- Genre: Drama
- Created by: Charlotte Jones
- Written by: Charlotte Jones Jack Lothian Martha Hillier Sarah Dollard
- Directed by: Stephen Woolfenden Rob Evans Justin Hardy Philip John
- Composer: Samuel Sim
- Country of origin: United Kingdom
- Original language: English
- No. of series: 1
- No. of episodes: 8

Production
- Executive producers: Sharon Hughff Jack Lothian Andy Harries
- Producer: Chris Croucher
- Production locations: London, England
- Editors: Crispin Green Dominic Strevens Paul Endacott
- Running time: 47–48 minutes
- Production company: Left Bank Pictures

Original release
- Network: ITV
- Release: January 2 – February 20, 2017

= The Halcyon =

The Halcyon is a British television period drama broadcast on ITV which began airing on 2 January 2017. It was created and written by Charlotte Jones. The series focused on examining World War II London from 'a new perspective', and was set in 1940 at a five-star hotel "at the centre of London Society and a world at war", aiming to show London life "through the prism of war and the impact it has on families, politics, relationships and work across every social strata." Steven Mackintosh and Olivia Williams play major roles. The first episode was broadcast on 2 January 2017, and the series concluded on 20 February, 2017.

The show was cancelled after one series.

== Production ==
The Halcyon was first announced on 3 December 2015. It was commissioned by ITV's Director of Drama Steve November and Controller of Drama Victoria Fea. The show was produced by Chris Croucher, executive produced by Sharon Hughff, Jack Lothian (also lead series writer) and Andy Harries. Left Bank Pictures were the production company of the series.

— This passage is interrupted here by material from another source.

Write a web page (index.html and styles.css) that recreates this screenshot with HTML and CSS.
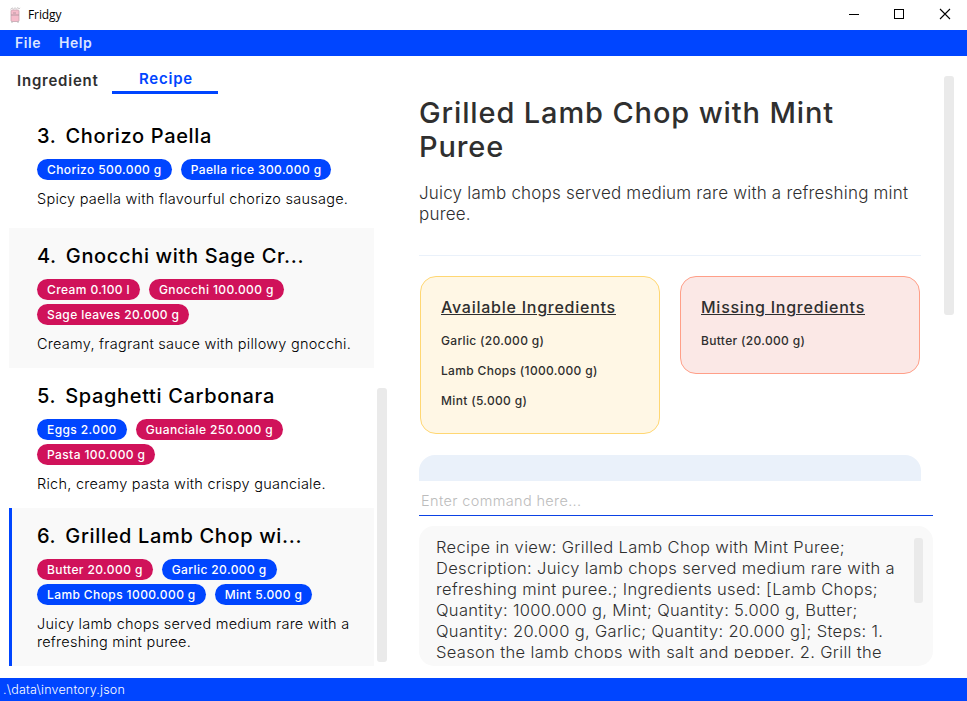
FILE: index.html
```html
<!DOCTYPE html>
<html lang="en">
<head>
<meta charset="utf-8">
<title>Fridgy</title>
<link rel="stylesheet" href="styles.css">
</head>
<body>
<header class="titlebar">
  <svg class="app-icon" width="12" height="16" viewBox="0 0 12 16">
    <path d="M1.500 2.500 3 .8 4.500 2 6 .8 7.500 1.800 9 .5 10 2 11 .8" fill="none" stroke="#cdc8ca" stroke-width="1"/>
    <rect x="2" y="3" width="8" height="11.500" rx="1" fill="#f6bccb" stroke="#c8a3ae" stroke-width=".8"/>
    <path d="M2 8h8M4 6h3" fill="none" stroke="#a8919b" stroke-width=".8"/>
    <path d="M2 15h2M8 15h2" stroke="#bbb" stroke-width="1"/>
  </svg>
  <span class="app-name">Fridgy</span>
  <div class="window-buttons">
    <svg width="12" height="12" viewBox="0 0 12 12"><path d="M2 6.500h10" stroke="#000"/></svg>
    <svg width="12" height="12" viewBox="0 0 12 12"><rect x="1.500" y="1.500" width="9" height="9" fill="none" stroke="#000"/></svg>
    <svg width="12" height="12" viewBox="0 0 12 12"><path d="M1 1 11 11M11 1 1 11" stroke="#000" stroke-width="1.100"/></svg>
  </div>
</header>
<nav class="menubar"><span>File</span><span>Help</span></nav>
<main class="content">
  <section class="sidebar">
    <div class="tabs">
      <div class="tab">Ingredient</div>
      <div class="tab active">Recipe</div>
    </div>
    <div class="list-wrap">
      <div class="list">
        <article class="recipe">
          <h2><span>3.</span><span>Chorizo Paella</span></h2>
          <div class="tags"><span class="tag">Chorizo 500.000 g</span><span class="tag">Paella rice 300.000 g</span></div>
          <p>Spicy paella with flavourful chorizo sausage.</p>
        </article>
        <article class="recipe alt">
          <h2><span>4.</span><span>Gnocchi with Sage Cr...</span></h2>
          <div class="tags"><span class="tag missing">Cream 0.100 l</span><span class="tag missing">Gnocchi 100.000 g</span><span class="tag missing">Sage leaves 20.000 g</span></div>
          <p>Creamy, fragrant sauce with pillowy gnocchi.</p>
        </article>
        <article class="recipe">
          <h2><span>5.</span><span>Spaghetti Carbonara</span></h2>
          <div class="tags"><span class="tag">Eggs 2.000</span><span class="tag missing">Guanciale 250.000 g</span><span class="tag missing">Pasta 100.000 g</span></div>
          <p>Rich, creamy pasta with crispy guanciale.</p>
        </article>
        <article class="recipe alt selected">
          <h2><span>6.</span><span>Grilled Lamb Chop wi...</span></h2>
          <div class="tags"><span class="tag missing">Butter 20.000 g</span><span class="tag">Garlic 20.000 g</span><span class="tag">Lamb Chops 1000.000 g</span><span class="tag">Mint 5.000 g</span></div>
          <p>Juicy lamb chops served medium rare with a<br>refreshing mint puree.</p>
        </article>
      </div>
      <div class="list-track"><div class="thumb"></div></div>
    </div>
  </section>
  <section class="main">
    <div class="detail-wrap">
      <div class="detail">
        <h1>Grilled Lamb Chop with Mint<br>Puree</h1>
        <p class="description">Juicy lamb chops served medium rare with a refreshing mint<br>puree.</p>
        <div class="cards">
          <div class="card available">
            <h3>Available Ingredients</h3>
            <p>Garlic (20.000 g)</p>
            <p>Lamb Chops (1000.000 g)</p>
            <p>Mint (5.000 g)</p>
          </div>
          <div class="card lacking">
            <h3>Missing Ingredients</h3>
            <p>Butter (20.000 g)</p>
          </div>
        </div>
        <div class="steps"></div>
      </div>
      <div class="detail-track"><div class="thumb"></div></div>
    </div>
    <div class="command">Enter command here...</div>
    <div class="result">
      <div class="result-text">Recipe in view: Grilled Lamb Chop with Mint Puree;<br>Description: Juicy lamb chops served medium rare with a<br>refreshing mint puree.; Ingredients used: [Lamb Chops;<br>Quantity: 1000.000 g, Mint; Quantity: 5.000 g, Butter;<br>Quantity: 20.000 g, Garlic; Quantity: 20.000 g]; Steps: 1.<br>Season the lamb chops with salt and pepper. 2. Grill the</div>
      <div class="result-track"><div class="thumb"></div></div>
    </div>
  </section>
</main>
<footer class="status">.\data\inventory.json</footer>
</body>
</html>
```
FILE: styles.css
```css
* { box-sizing: border-box; }
body {
  margin: 0;
  height: 701px;
  display: flex;
  flex-direction: column;
  overflow: hidden;
  background: #fff;
  color: #2f2f2f;
  font-family: Inter, "Open Sans", sans-serif;
  white-space: nowrap;
}
h1, h2, h3, p { margin: 0; }

.titlebar { height: 30px; display: flex; align-items: center; padding: 0 16px 0 9px; flex: none; }
.app-icon { margin-right: 7px; }
.app-name { font: 12px "Open Sans", sans-serif; color: #000; letter-spacing: -.1px; margin-bottom: 1px; }
.window-buttons { margin-left: auto; display: flex; gap: 34px; margin-bottom: 2px; }
.window-buttons svg { display: block; }

.menubar {
  height: 26px;
  flex: none;
  display: flex;
  align-items: center;
  gap: 18px;
  padding: 0 0 2px 15px;
  background: #0045ff;
  color: #dbe4ff;
  font-size: 14px;
  font-weight: 600;
  letter-spacing: .55px;
}

.content { flex: 1; min-height: 0; display: flex; }
.sidebar { width: 390px; display: flex; flex-direction: column; padding-bottom: 12px; }
.tabs { height: 38px; margin-bottom: 14px; flex: none; display: flex; font-size: 15px; font-weight: 600; letter-spacing: .78px; }
.tab { width: 112px; padding: 12px 0 0 17px; line-height: 26px; }
.tab.active { width: 106px; padding: 10px 0 0 2px; text-align: center; color: #0045ff; border-bottom: 3px solid #0045ff; }

.list-wrap { flex: 1; min-height: 0; display: flex; gap: 3px; padding-left: 9px; }
.list { width: 365px; overflow: hidden; }
.recipe { min-height: 120px; padding: 15px 10px 15px 28px; color: #000; }
.recipe.alt { background: #f9f9f9; }
.recipe.selected { border-left: 3px solid #0045ff; padding-left: 25px; }
.recipe h2 { display: flex; gap: 9px; font-size: 20px; line-height: 26px; font-weight: 500; letter-spacing: .65px; margin-bottom: 10px; }
.tags { display: flex; flex-wrap: wrap; gap: 4px 9px; margin-bottom: 10px; }
.tag { height: 21px; line-height: 21px; padding: 0 10px; border-radius: 11px; background: #0045ff; color: #fff; font-size: 12px; font-weight: 500; letter-spacing: .4px; }
.tag.missing { background: #d0125a; }
.recipe p { font-size: 14.5px; line-height: 18px; font-weight: 300; letter-spacing: .25px; }

.thumb { background: #eaeaea; border-radius: 3px; }
.list-track { padding-top: 280px; }
.list-track .thumb { width: 10px; height: 274px; }

.main { flex: 1; padding: 20px 13px 12px 29px; display: flex; flex-direction: column; }
.detail-wrap { height: 405px; flex: none; display: flex; justify-content: space-between; }
.detail { width: 502px; overflow: hidden; padding-top: 20px; flex: none; }
.detail h1 { font-size: 29px; line-height: 34px; font-weight: 500; letter-spacing: .87px; }
.description { font-size: 17px; line-height: 21px; font-weight: 300; letter-spacing: .2px; padding: 19px 0 30px; border-bottom: 1px solid #eaf1fa; }
.cards { display: flex; gap: 20px; align-items: flex-start; padding: 20px 1px 0; margin-bottom: 21px; }
.card { width: 240px; flex: none; border: 1px solid; border-radius: 16px; padding: 20px 20px 17px; }
.available { background: #fff7e5; border-color: #ffd773; }
.lacking { background: #fbe8e6; border-color: #ff9f88; }
.card h3 { font-size: 16px; line-height: 20px; font-weight: 500; letter-spacing: .75px; text-decoration: underline; text-decoration-thickness: 1px; text-underline-offset: 1px; margin-bottom: 9px; }
.card p { font-size: 12px; line-height: 30px; font-weight: 500; letter-spacing: .33px; }
.steps { height: 200px; border-radius: 16px; background: #eaf1fa; }
.detail-track { width: 10px; }
.detail-track .thumb { height: 239px; }

.command { height: 35px; flex: none; width: 514px; border-bottom: 1px solid #0b42e5; padding-left: 2px; line-height: 40px; font-size: 14.5px; font-weight: 300; letter-spacing: .36px; color: #bcbcbc; }
.result { width: 514px; height: 140px; flex: none; margin-top: 10px; border-radius: 15px; background: #f9f9f9; display: flex; justify-content: space-between; padding: 11px 10px 8px 17px; }
.result-text { font-size: 16.5px; line-height: 21px; font-weight: 300; letter-spacing: .34px; overflow: hidden; }
.result-track { width: 9px; padding-top: 1px; }
.result-track .thumb { height: 65px; }

.status { height: 23px; flex: none; background: #0045ff; color: #fff; padding-left: 3px; line-height: 23px; font-size: 12.5px; font-weight: 300; letter-spacing: .2px; }
```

Croucher called The Halcyon "a similar beast" to Downton Abbey, although Left Bank Pictures founder and managing director Marigo Kehoe explained that the show had been in development "for a long time", and the development of the show came at a time when "new ideas were needed". Producer Chris Croucher added that "Downton has a serenity to it, but the modern world is arriving in The Halcyon", as well as revealing The Halcyons dialogue "is more punchy" and that the show "has more energy". Radio Times wrote that The Halcyon has a "little bit of Downton Abbey and a little bit of Mr Selfridge in the mix".

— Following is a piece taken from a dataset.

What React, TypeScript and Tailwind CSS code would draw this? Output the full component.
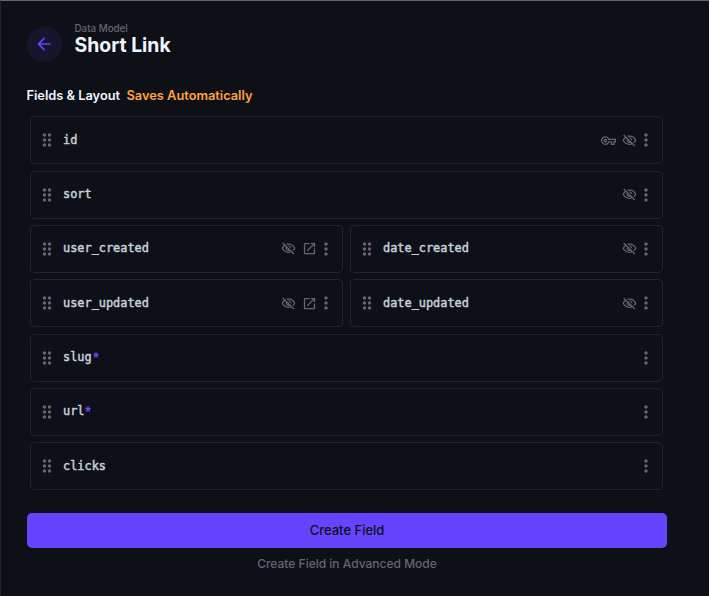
import type { ReactNode } from "react";
import {
  MdArrowBack,
  MdDragIndicator,
  MdMoreVert,
  MdOpenInNew,
  MdOutlineVisibilityOff,
  MdOutlineVpnKey,
} from "react-icons/md";

type FieldProps = {
  name: string;
  primary?: boolean;
  hidden?: boolean;
  relation?: boolean;
  required?: boolean;
  full?: boolean;
};

const fields: FieldProps[] = [
  { name: "id", primary: true, hidden: true, full: true },
  { name: "sort", hidden: true, full: true },
  { name: "user_created", hidden: true, relation: true },
  { name: "date_created", hidden: true },
  { name: "user_updated", hidden: true, relation: true },
  { name: "date_updated", hidden: true },
  { name: "slug", required: true, full: true },
  { name: "url", required: true, full: true },
  { name: "clicks", full: true },
];

function Slot({ children }: { children: ReactNode }) {
  return <span className="mr-[4.5px] flex size-4 items-center justify-center">{children}</span>;
}

function Field({ name, primary, hidden, relation, required, full }: FieldProps) {
  return (
    <div
      className={`flex h-12 items-center rounded-[5px] border border-[#21262e] pl-[6px] pr-[5.6px] ${full ? "col-span-2" : ""}`}
    >
      <MdDragIndicator className="size-5 text-[#666672]" />
      <div className="-mt-px ml-[6px] flex flex-1 font-['DejaVu_Sans_Mono',monospace] text-[11.9px] leading-4 text-[#c9d1d9] [-webkit-text-stroke:0.45px_#c9d1d9]">
        {name}
        {required && (
          <svg viewBox="0 0 6 6" className="ml-px mt-[3px] size-[6px] fill-[#6644ff] stroke-[#6644ff] stroke-[0.5]">
            <path d="M3 0l.8 2 2.2.1-1.7 1.4.6 2.2L3 4.5 1.1 5.7l.6-2.2L0 2.1 2.2 2z" />
          </svg>
        )}
      </div>
      <div className="flex items-center text-[#666672]">
        {primary && <Slot><MdOutlineVpnKey className="size-[15px]" /></Slot>}
        {hidden && <Slot><MdOutlineVisibilityOff className="size-[15px]" /></Slot>}
        {relation && <Slot><MdOpenInNew className="size-[15px]" /></Slot>}
        <MdMoreVert className="-ml-[5.5px] size-5" />
      </div>
    </div>
  );
}

export default function App() {
  return (
    <main className="h-[596px] w-[709px] border-l border-t border-l-[#21262e] border-t-[#666666] bg-[#0d1117] pl-[26px] pr-[42px] pt-[21px] font-['Inter',sans-serif]">
      <header className="flex h-[41px] items-end">
        <button className="mb-px flex size-[35px] items-center justify-center rounded-full bg-[#16152e] pb-px pr-px text-[#6644ff]">
          <MdArrowBack className="size-5" />
        </button>
        <div className="ml-[12.5px] h-[41px]">
          <div className="text-[9.8px] font-medium leading-[13px] text-[#666672]">Data Model</div>
          <h1 className="text-[19.4px] font-bold leading-[20px] text-[#f0f6fc]">Short Link</h1>
        </div>
      </header>
      <h2 className="-ml-[0.5px] mt-[24px] flex gap-[6.5px] text-[12.8px] font-semibold leading-[18px] text-[#f0f6fc]">
        <span>Fields &amp; Layout</span>
        <span className="text-[#ffa439]">Saves Automatically</span>
      </h2>
      <section className="ml-[3px] mr-[4px] mt-[11.4px] grid grid-cols-2 gap-x-[7px] gap-y-[6.3px]">
        {fields.map((field) => (
          <Field key={field.name} {...field} />
        ))}
      </section>
      <button className="mt-[22.8px] block h-[35px] w-full rounded-[5px] bg-[#6644ff] text-[13px] font-medium text-[#0d1117]">
        Create Field
      </button>
      <button className="mt-[8px] block w-full text-[12px] font-medium leading-4 text-[#666672]">
        Create Field in Advanced Mode
      </button>
    </main>
  );
}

The cast consists of about twenty main characters. The cast was officially announced on 4 April 2016, with the news that Olivia Williams and Steven Mackintosh would star in The Halcyon. Williams commented on her character, stating that Lady Hamilton is "a trope, but wonderful to play" before adding that her character is also "an inherited aristocrat with a sharp wit who is racist, classist, homophobic...Everything you'd want her to be, to be truly hateful!". Mackintosh revealed his character as "interesting", and that "on first impressions, you might think the surface is all there is". Tointon said of her casting that "it's a lovely compliment". She also stated The Halcyon cast will be a "sexier Downton".

A cover of the song "Marvellous Party" performed by UK soul singer Beverley Knight was released as part of the series' soundtrack.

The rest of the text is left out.